**MATERIAL**
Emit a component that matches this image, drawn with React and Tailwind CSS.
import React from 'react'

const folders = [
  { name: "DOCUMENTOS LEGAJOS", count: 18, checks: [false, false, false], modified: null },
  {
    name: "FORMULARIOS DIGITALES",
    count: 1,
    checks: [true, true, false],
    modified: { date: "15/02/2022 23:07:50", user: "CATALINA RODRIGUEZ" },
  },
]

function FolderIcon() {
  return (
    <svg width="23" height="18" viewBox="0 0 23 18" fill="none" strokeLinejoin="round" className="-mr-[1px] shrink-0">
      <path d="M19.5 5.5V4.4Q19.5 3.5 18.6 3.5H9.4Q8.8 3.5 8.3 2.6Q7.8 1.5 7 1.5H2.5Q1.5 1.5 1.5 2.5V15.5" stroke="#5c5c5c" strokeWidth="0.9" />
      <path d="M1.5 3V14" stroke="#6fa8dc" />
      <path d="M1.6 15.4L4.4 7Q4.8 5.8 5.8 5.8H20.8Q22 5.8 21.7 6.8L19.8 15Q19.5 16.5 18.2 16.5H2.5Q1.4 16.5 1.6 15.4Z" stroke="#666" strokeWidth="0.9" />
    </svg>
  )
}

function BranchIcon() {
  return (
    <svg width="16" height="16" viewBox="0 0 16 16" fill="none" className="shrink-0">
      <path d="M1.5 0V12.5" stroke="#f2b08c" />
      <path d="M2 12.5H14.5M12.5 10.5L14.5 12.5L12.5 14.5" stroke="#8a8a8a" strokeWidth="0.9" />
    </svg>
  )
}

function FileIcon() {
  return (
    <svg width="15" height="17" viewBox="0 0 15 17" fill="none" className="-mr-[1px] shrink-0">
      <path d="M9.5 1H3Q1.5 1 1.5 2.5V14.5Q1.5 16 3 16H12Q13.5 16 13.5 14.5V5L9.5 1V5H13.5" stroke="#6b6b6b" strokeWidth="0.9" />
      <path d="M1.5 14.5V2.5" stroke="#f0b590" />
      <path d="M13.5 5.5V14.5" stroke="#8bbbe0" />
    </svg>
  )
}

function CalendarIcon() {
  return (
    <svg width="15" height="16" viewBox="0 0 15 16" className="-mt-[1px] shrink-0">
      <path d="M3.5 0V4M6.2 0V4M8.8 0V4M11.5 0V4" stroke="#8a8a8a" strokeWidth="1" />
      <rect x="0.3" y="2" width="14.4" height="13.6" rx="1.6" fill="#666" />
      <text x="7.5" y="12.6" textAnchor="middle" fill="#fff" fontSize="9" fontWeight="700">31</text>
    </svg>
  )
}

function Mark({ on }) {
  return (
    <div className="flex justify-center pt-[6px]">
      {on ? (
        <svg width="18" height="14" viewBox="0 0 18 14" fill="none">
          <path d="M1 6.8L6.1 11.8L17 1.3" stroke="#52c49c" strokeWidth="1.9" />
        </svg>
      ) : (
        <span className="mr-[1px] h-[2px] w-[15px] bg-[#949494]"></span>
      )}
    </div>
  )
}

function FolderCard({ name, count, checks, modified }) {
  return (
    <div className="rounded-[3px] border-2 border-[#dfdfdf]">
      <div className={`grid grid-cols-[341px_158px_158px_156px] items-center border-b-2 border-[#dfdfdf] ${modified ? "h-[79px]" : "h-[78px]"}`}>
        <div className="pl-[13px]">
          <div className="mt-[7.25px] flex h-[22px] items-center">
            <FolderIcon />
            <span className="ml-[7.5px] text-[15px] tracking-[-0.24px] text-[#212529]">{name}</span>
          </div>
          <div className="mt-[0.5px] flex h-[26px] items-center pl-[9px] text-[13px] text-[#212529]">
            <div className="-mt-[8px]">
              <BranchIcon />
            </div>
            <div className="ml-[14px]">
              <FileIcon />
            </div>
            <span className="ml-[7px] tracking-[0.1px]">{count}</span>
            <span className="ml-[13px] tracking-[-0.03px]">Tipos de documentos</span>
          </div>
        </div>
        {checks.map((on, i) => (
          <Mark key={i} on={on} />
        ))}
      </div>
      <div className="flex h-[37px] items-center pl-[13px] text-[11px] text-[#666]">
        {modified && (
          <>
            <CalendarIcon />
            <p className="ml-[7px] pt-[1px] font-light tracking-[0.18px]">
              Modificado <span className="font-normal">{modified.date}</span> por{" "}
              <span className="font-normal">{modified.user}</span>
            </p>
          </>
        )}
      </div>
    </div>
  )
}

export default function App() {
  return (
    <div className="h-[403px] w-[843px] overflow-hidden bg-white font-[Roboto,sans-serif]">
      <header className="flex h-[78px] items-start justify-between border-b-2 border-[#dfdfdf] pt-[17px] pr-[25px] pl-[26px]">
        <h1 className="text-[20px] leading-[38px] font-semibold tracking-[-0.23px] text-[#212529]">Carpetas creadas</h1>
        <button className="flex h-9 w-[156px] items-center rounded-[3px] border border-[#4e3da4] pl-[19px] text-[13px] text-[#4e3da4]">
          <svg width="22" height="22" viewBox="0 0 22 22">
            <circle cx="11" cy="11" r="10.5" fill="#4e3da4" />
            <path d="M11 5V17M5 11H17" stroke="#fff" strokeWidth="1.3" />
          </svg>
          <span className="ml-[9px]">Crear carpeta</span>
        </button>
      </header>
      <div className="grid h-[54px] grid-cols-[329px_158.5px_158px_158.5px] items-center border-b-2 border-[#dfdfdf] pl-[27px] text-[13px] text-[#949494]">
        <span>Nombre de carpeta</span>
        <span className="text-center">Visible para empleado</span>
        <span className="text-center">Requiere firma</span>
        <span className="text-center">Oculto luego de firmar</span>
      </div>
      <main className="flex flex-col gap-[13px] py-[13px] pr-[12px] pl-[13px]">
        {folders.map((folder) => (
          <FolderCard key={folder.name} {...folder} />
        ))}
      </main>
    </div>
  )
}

**WRITTEN EXERCISE**
Wherever a line in the data above holds "React", copy that line.

**TASK RESPONSE**
Emit a component that matches this image, drawn with React and Tailwind CSS.
import React from 'react'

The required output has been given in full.